We don’t watch the blood and guts kind of horror but the campy Vincent Price, Peter Lori, Bela Lugosi kind; the Alfred Hitchcock psychologically unsettling kind; cult classics like the 1936 Mexican film, The Phantom of the Monastery; film adaptations of Henry James’ “The Turn of the Screw,” Shirley Jackson’s “The Haunting of Hill House.” The kinds of films you can only find on the Criterion Channel. (The best classic movie streaming service for film buffs – par excellence!)

I know that many of you are likely thinking, “Why would you want to watch such terrible things? Isn’t the real world scary enough?” 

An opinion piece in the New York Times by author Stephen Graham Jones, answers this question best.

Horror fans have always known that the genre is more than a nightmare carnival. Horror is, and always has been, in dialogue with the anxieties and fears of its time. For instance, during the Great Depression the misery and economic strife were embodied by monsters such as Dracula and Frankenstein’s monster.  

Horror does more than merely reflect our fears and anxieties, it also helps us process them. Not because it’s an accurate representation or dramatization of our turmoil, but because it comes packaged in novels and movies that end. Whether those books or films end happily or not, they end. For all of us who sense no end to our own daily horror stories, that’s what’s important.

Today’s scripture presents us with a horror show.

Each of today’s lessons is as dark and foreboding as the days of November. Something dreadful is coming this way. It seems the end is near. The times are urgent. The needs are pressing. The last two weeks, we comfortably sat in the pews contemplating the communion of saints and the company of heaven. But this Sunday, literally all hell seems to have broken loose. 

(Heads up! Today I am using the old Episcopal lectionary and the not the RCL.)

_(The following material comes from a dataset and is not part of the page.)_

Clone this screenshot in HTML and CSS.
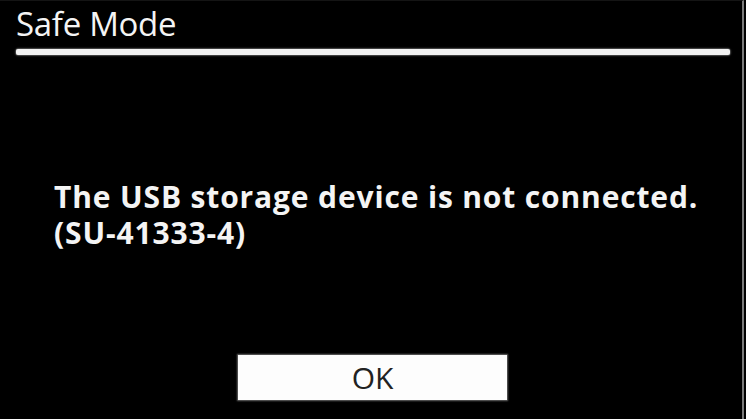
FILE: index.html
```html
<!DOCTYPE html>
<html>
<head>
<meta charset="utf-8">
<link rel="stylesheet" href="styles.css">
</head>
<body>
<div class="screen">
  <header class="header">
    <h1 class="title">Safe Mode</h1>
    <div class="rule"></div>
  </header>
  <main class="message">
    <p class="text">The USB storage device is not connected.<br>(SU-41333-4)</p>
  </main>
  <div class="actions">
    <button class="ok">OK</button>
  </div>
</div>
</body>
</html>
```

FILE: styles.css
```css
html, body {
  margin: 0;
  padding: 0;
  background: #000;
  width: 746px;
  height: 419px;
  overflow: hidden;
}
.screen {
  box-sizing: border-box;
  width: 744px;
  height: 419px;
  border-right: 2px solid #7a7a7a;
  border-top: 1px solid #141414;
  display: flex;
  flex-direction: column;
  font-family: "Open Sans", "DejaVu Sans", sans-serif;
  color: #f4f4f4;
}
.header {
  padding: 0 0 0 16px;
  width: 714px;
}
.title {
  margin: 0;
  font-weight: 400;
  font-size: 33px;
  line-height: 40px;
  height: 40px;
  padding-top: 3px;
  letter-spacing: -0.3px;
}
.rule {
  margin-top: 5px;
  height: 6px;
  background: #f2f2f2;
  border-radius: 2px;
  box-shadow: 0 0 1.5px 0.5px rgba(160,160,160,0.8);
}
.message {
  padding: 124px 0 0 54px;
}
.text {
  margin: 0;
  font-weight: 700;
  font-size: 30px;
  line-height: 36px;
  letter-spacing: 0.85px;
}
.actions {
  padding: 104px 0 0 238px;
}
.ok {
  display: flex;
  align-items: center;
  justify-content: center;
  width: 269px;
  height: 45px;
  padding: 0;
  margin: 0;
  border: none;
  background: #fdfdfd;
  box-shadow: 0 0 1.5px 1px rgba(150,150,150,0.7);
  font-family: "Open Sans", "DejaVu Sans", sans-serif;
  font-size: 30px;
  font-weight: 400;
  color: #222;
  line-height: 45px;
}
```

Daniel gives us only 1,290 days before the “abomination that desolates” is upon us. Hebrews warns us that “it is fearful to fall into the hands of the living God.” And Jesus himself warns of the “desolating sacrilege.” Our days on earth are being cut short and there is going to be hell to pay. 

So, run; flee to the mountains. Don’t go back, not even for your coat. Run as fast as you can.

Something apocalyptic this way comes.

Mark’s community struggled. As Christians, their enclaves had been torched by Nero.  As Jews, they had risen up in revolt against Rome. Under siege they found themselves victims of starvation and violence. Ultimately crushed by the Roman army, Jerusalem and the Temple fell. The very touchstones of the Jewish world were no more. As Yahweh’s refugees, in the face of such “desolating sacrilege,” their only hope was to flee.

Run, run to the mountains. “Steal away” and don’t look back.

“Steal away, steal away, steal away home to Jesus.” 

In the mid-nineteenth century American south, you could hear this spiritual rising above the cotton fields.  Black voices singing: “Steal away, steal away home, I ain’t got long to stay here.” 

America’s original sin, our “desolating sacrilege”, savagely stole and enslaved millions of Africans.  Deprived of liberty, dignity, home, and family – all too often death seemed the only escape. Heaven  — the only way out.

But “Steal away” was much more than a hymn about the great by-and-by. It was a signal for the enslaved to stage a strike in the fields;  a musical map to find their way to the Underground Railroad. A song about reaching the Promised Land – somewhere up North. 

Run, run, don’t stop for anything. Don’t look back. 

“The People Could Fly” Ernie Barnes

There is a marvelous and moving African-American folk tale called “The People Could Fly.” This is the version told by Virginia Hamilton in a book of the same name.

Once upon a time, they say the people could fly. Say that long ago in Africa, they flew like blackbirds over the fields. Black shiny wings flapping against the blue up there.

Then many of the people were captured for slavery. The ones that could fly shed their wings. They couldn’t take their wings across the water on the slave ships. But the people who could fly kept their power. Though you couldn’t tell anymore who could fly and who couldn’t.

The slaves, they labored in the fields from sunup to sundown. The driver cracked his whip over the slow ones to make them move faster. That whip was a slice open cut of pain. So they moved faster. Had to. 

It was dead hot in the fields. A young man slave fell from the heat. The driver came over and whipped him. 

Another slave fell and then another. Then the eldest of the slaves cried out to the fallen and reached his arms out to them. “Kum, kunka, yali, kum, tamble!”Whispers and sighs. And those who had fallen rose on the air. They rode the hot breezes. They crossed the rows, the fields, the fences, and the streams. And they were away.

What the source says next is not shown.